What is expected -
Repeat the lines exactly from the line that contains "Write a component" through the line that contains "import React from 'react';"; leave images out and add nothing.

Exercise input -
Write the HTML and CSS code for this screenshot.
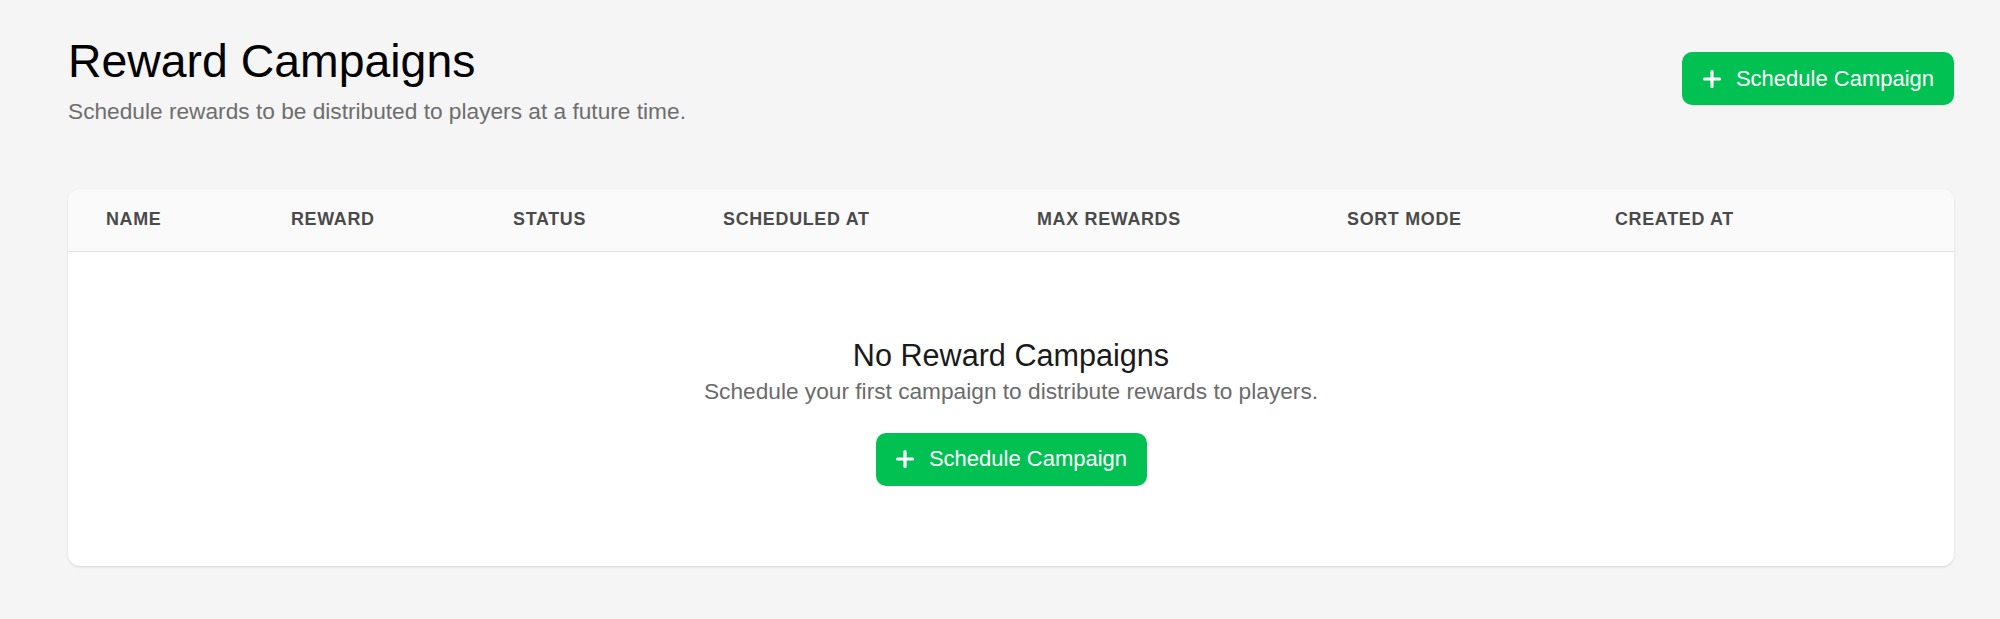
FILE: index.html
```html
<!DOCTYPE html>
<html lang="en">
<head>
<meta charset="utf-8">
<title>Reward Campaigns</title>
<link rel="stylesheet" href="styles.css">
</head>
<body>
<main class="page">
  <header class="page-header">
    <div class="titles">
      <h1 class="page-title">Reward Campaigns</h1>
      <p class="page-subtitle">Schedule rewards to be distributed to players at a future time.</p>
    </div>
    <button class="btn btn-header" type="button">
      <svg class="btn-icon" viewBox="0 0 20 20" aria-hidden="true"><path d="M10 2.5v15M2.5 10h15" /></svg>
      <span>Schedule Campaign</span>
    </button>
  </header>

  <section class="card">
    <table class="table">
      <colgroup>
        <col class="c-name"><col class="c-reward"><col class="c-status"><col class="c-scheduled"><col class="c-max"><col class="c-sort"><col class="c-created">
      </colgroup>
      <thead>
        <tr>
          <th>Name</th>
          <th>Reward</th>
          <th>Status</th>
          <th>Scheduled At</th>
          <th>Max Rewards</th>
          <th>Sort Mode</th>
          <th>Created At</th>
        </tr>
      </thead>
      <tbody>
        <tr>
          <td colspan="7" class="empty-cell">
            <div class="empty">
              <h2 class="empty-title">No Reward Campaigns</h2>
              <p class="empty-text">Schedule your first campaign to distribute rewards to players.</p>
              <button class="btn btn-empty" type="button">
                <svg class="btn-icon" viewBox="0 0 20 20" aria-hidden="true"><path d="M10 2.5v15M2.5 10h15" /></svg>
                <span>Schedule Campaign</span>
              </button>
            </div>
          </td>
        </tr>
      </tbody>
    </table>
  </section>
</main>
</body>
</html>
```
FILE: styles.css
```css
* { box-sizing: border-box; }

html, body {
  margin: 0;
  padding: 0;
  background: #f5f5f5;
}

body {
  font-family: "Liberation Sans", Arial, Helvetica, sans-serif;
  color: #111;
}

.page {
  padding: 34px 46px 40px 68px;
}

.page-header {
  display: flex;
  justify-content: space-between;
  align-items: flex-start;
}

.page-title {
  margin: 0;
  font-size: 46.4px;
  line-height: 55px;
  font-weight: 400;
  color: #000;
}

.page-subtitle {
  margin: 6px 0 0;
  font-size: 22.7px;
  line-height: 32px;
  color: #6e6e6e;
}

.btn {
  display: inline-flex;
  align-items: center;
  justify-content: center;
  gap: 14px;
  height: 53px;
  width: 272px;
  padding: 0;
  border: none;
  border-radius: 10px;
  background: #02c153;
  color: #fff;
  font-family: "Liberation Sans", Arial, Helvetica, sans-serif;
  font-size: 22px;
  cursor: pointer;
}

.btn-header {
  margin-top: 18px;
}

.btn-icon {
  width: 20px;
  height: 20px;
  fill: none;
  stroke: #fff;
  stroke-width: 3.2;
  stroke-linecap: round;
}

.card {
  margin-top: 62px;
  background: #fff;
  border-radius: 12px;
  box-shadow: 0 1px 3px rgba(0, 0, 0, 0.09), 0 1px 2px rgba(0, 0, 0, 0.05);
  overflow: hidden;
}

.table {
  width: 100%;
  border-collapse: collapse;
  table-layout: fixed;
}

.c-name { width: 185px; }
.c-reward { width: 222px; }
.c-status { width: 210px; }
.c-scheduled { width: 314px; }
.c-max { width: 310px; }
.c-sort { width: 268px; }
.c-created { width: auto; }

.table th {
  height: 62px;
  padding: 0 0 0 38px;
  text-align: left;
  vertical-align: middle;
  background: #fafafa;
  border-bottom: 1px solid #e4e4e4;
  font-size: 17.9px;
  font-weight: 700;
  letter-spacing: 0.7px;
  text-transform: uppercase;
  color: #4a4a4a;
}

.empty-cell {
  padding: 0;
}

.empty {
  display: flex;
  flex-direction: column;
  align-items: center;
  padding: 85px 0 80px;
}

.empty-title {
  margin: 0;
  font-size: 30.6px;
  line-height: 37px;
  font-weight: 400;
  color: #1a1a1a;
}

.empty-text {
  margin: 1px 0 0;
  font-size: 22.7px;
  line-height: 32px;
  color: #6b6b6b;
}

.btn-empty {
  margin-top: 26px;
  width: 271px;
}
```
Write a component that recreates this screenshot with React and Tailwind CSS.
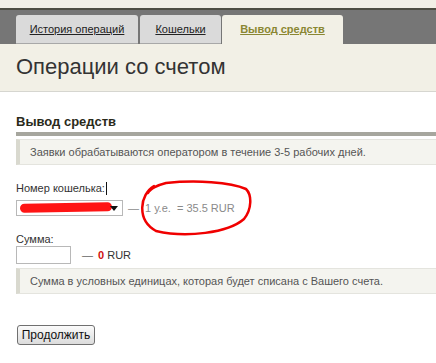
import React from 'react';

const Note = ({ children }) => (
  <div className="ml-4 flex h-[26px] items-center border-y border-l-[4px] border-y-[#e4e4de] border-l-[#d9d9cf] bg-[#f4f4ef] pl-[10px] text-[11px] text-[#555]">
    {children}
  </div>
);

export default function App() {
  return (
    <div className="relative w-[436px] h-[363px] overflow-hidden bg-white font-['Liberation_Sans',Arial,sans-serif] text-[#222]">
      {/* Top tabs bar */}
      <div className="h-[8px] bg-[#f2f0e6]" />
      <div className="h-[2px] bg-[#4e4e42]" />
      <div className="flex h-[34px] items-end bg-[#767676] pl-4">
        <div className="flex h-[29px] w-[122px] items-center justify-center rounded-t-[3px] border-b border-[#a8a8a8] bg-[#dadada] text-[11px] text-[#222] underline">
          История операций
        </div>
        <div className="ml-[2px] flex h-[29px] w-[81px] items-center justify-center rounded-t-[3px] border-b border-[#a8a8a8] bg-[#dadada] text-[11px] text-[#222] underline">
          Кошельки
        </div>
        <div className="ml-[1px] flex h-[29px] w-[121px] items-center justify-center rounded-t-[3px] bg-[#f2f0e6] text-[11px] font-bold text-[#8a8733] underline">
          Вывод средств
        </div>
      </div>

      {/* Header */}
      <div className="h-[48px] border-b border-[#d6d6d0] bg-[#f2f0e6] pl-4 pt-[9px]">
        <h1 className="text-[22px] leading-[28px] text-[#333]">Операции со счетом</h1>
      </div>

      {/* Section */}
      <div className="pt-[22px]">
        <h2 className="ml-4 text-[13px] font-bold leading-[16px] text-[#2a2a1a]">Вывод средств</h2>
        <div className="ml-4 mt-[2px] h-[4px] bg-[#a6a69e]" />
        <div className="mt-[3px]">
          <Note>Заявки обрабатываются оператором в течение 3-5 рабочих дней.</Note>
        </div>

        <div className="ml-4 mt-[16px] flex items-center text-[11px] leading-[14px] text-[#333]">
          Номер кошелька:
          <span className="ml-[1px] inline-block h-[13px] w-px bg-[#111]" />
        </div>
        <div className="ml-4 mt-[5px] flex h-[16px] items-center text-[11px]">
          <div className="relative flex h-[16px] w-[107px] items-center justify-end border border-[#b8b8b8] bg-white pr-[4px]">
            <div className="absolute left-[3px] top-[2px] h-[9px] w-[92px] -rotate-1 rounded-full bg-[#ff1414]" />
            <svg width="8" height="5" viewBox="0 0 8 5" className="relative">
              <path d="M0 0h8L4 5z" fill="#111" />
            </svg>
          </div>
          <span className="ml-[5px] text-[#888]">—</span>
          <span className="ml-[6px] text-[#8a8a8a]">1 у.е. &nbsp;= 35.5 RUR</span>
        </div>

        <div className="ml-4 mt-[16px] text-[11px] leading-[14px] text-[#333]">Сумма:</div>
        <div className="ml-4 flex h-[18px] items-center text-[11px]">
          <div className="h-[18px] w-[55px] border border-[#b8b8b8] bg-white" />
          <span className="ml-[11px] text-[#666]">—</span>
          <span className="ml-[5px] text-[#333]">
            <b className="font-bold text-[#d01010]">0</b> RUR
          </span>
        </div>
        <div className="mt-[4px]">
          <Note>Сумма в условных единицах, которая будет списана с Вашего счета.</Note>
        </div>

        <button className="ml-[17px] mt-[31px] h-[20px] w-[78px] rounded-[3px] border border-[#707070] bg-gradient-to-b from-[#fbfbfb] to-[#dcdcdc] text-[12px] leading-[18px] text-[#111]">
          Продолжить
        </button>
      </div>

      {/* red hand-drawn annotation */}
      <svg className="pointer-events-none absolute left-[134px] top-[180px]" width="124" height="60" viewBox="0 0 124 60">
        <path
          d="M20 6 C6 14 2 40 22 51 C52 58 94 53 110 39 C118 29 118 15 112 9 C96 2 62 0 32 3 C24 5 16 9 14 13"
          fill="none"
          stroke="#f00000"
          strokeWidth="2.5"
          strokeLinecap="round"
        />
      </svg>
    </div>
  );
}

Task solution -
Write a component that recreates this screenshot with React and Tailwind CSS.
import React from 'react';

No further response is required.